In 1949, the Warner Brothers studios began filming a biopic of Jim Thorpe starring Burt Lancaster in the lead role. Jim served as a technical advisor, but didn’t see a dime of the earnings from the successful film. “Jim Thorpe: All American” hit the theaters in 1951, and was nominated to the American Film Institute’s roster of America’s most inspiring movies in 2006.

Jim Thorpe died in 1953 as the result of a heart attack — but not before the Associated Press (AP) named him the greatest football player of the first half of the twentieth century and the greatest male athlete in that century’s first fifty years. Subsequently, in 1999, AP ranked him third on its list of the greatest athletes of the 20th century. In the following year, an ABC Sports poll proclaimed Jim Thorpe as the greatest athlete of the 20th Century.

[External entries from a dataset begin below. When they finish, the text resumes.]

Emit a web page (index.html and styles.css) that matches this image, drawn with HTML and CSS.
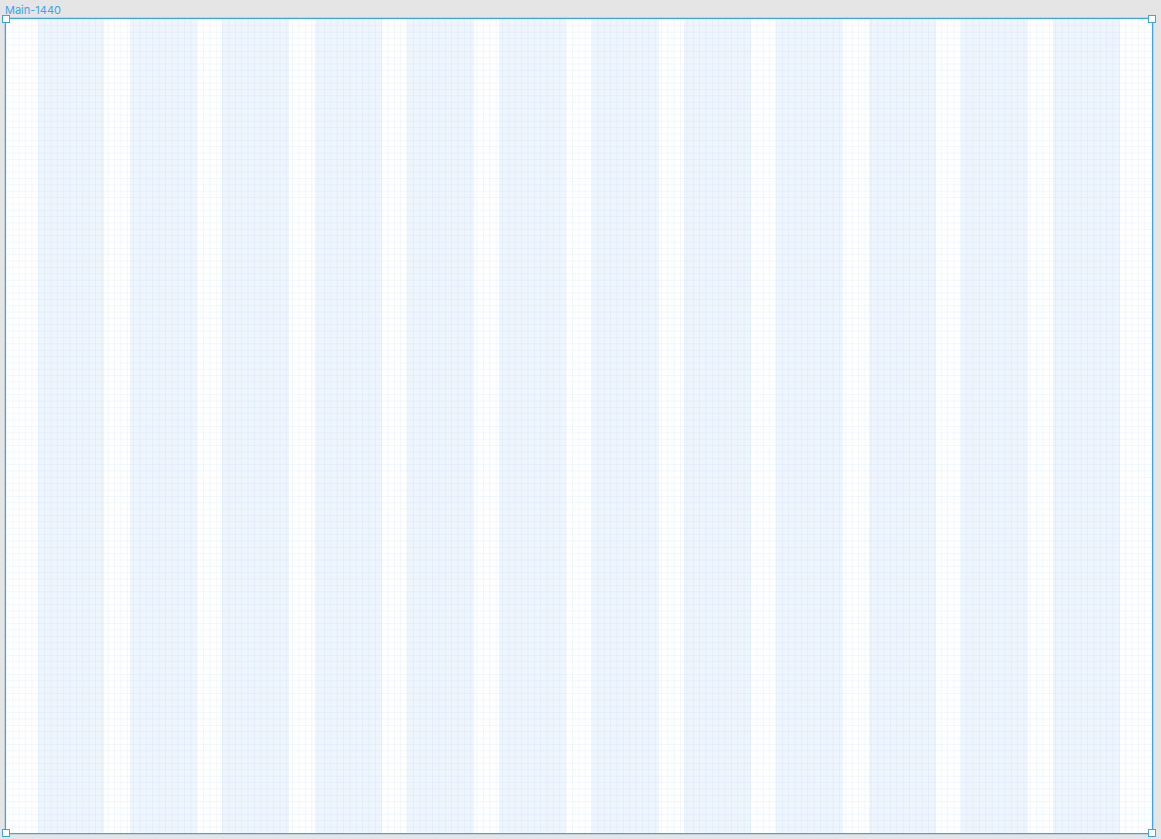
FILE: index.html
```html
<!DOCTYPE html>
<html>
<head>
<meta charset="utf-8">
<link rel="stylesheet" href="styles.css">
</head>
<body>
<div class="canvas">
  <div class="label">Main-1440</div>
  <div class="frame">
    <div class="columns">
      <div class="col"></div><div class="col"></div><div class="col"></div><div class="col"></div>
      <div class="col"></div><div class="col"></div><div class="col"></div><div class="col"></div>
      <div class="col"></div><div class="col"></div><div class="col"></div><div class="col"></div>
    </div>
    <div class="grid"></div>
    <span class="handle tl"></span>
    <span class="handle tr"></span>
    <span class="handle bl"></span>
    <span class="handle br"></span>
  </div>
</div>
</body>
</html>
```
FILE: styles.css
```css
html, body {
  margin: 0;
  padding: 0;
  background: #e5e5e5;
  width: 1161px;
  height: 839px;
  overflow: hidden;
}
.canvas {
  padding: 3px 0 0 5px;
}
.label {
  font-family: Inter, "Liberation Sans", sans-serif;
  font-size: 11px;
  line-height: 14px;
  height: 14px;
  color: #3fa2e6;
  margin-bottom: 1px;
}
.frame {
  position: relative;
  box-sizing: border-box;
  width: 1148px;
  height: 816px;
  border: 1px solid #3ea3ec;
  box-shadow: 0 0 0 0.5px rgba(62, 163, 236, 0.5);
  background: #ffffff;
}
.columns {
  display: flex;
  height: 100%;
  padding: 0 31.5px;
  gap: 25.4px;
  box-sizing: border-box;
}
.col {
  flex: 1;
  background: #eef5fd;
}
.grid {
  position: absolute;
  inset: 0;
  background-image:
    linear-gradient(to right, rgba(170, 205, 240, 0.16) 1px, transparent 1px),
    linear-gradient(to bottom, rgba(170, 205, 240, 0.16) 1px, transparent 1px);
  background-size: 6.37px 6.37px;
}
.handle {
  position: absolute;
  width: 8px;
  height: 8px;
  box-sizing: border-box;
  border: 1px solid #3ea3ec;
  background: #ffffff;
}
.tl { left: -4px; top: -4px; }
.tr { right: -4px; top: -4px; }
.bl { left: -4px; bottom: -4px; }
.br { right: -4px; bottom: -4px; }
```
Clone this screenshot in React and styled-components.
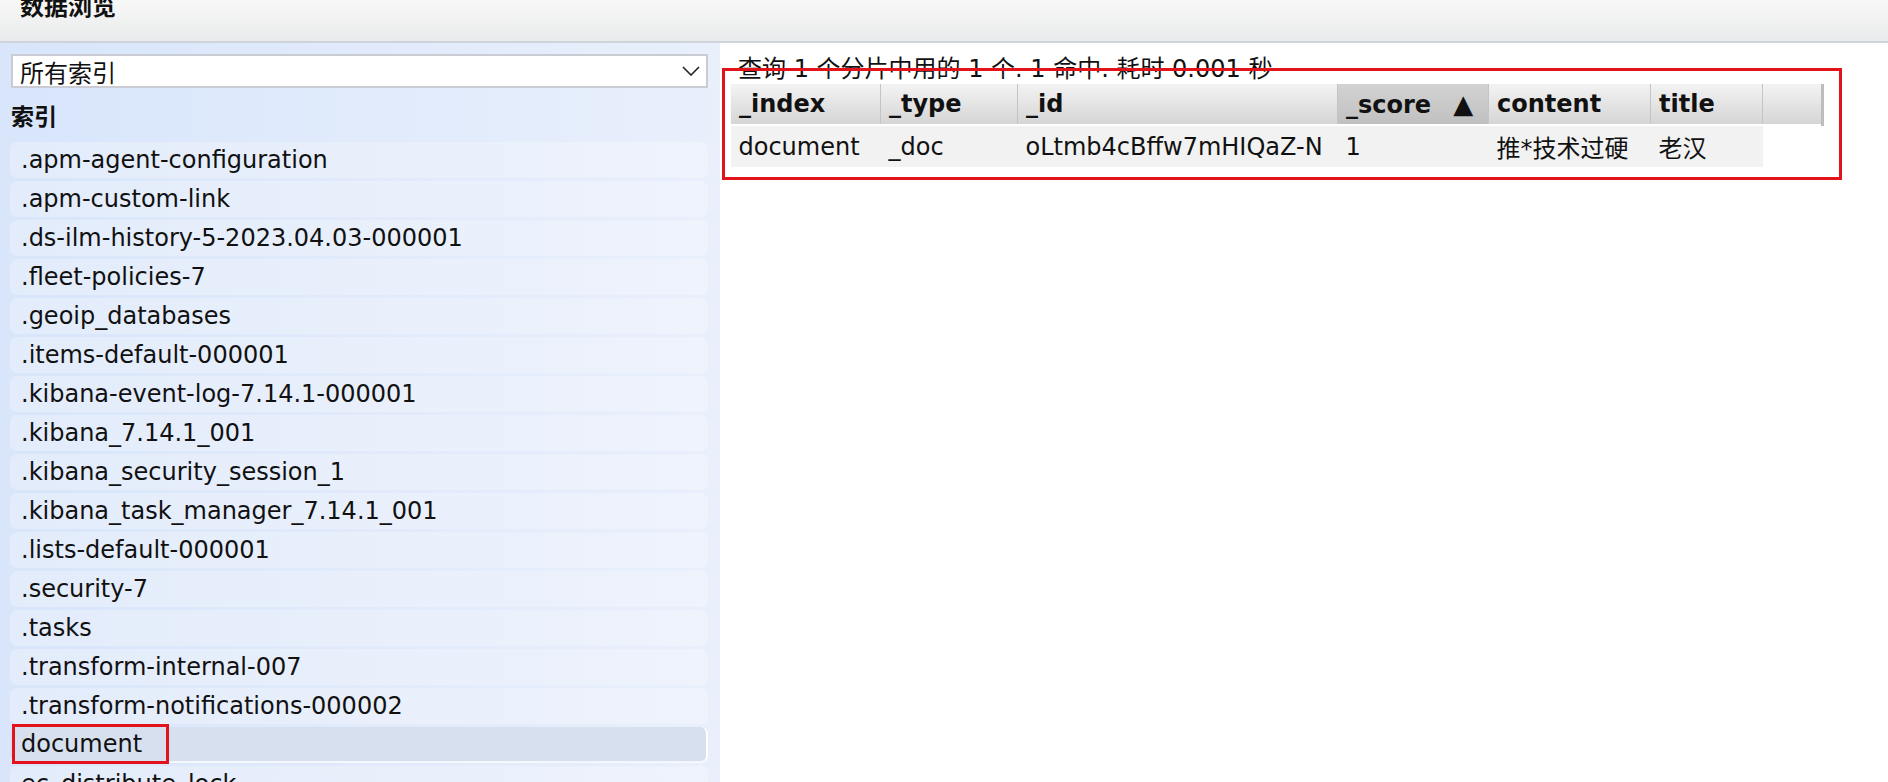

Honored with two United States postage stamps
Thorpe was honored with two United States postage stamps. (Photo courtesy of the California Indian Education web site, www.calie.org)

In 1973 the Amateur Athletic Union restored Thorpe’s amateur status, and in 1983 the Olympic Committee restored his place in Olympic history, awarding replacement gold medals to Jim’s surviving children.

Looking at the record books, Jim Thorpe blows away most if not all modern day athletes in the breadth and depth of his achievements. Who else has excelled in so many different sports, including running, jumping, football, lacrosse, boxing, basketball, hockey, archery, marksmanship, canoeing, handball, swimming, skating, track and field and even ballroom dancing? No one comes to mind.


Posthumous honors:

  • The Jim Thorpe Award: presented annually by The Jim Thorpe Association to the best defensive back in college football since 1986.
  • Inducted into the Oklahoma Sports Hall of Fame in 1986.
  • Inducted into the American Indian Athletic Hall of Fame in 1972 (inaugural class.)
  • Inducted into the San Pedro [California] Sportswalk to the Waterfront.


*Note: Thorpe’s baptismal certificate lists his birth date as May 22, 1887, but most sources list it as May 28, 1888.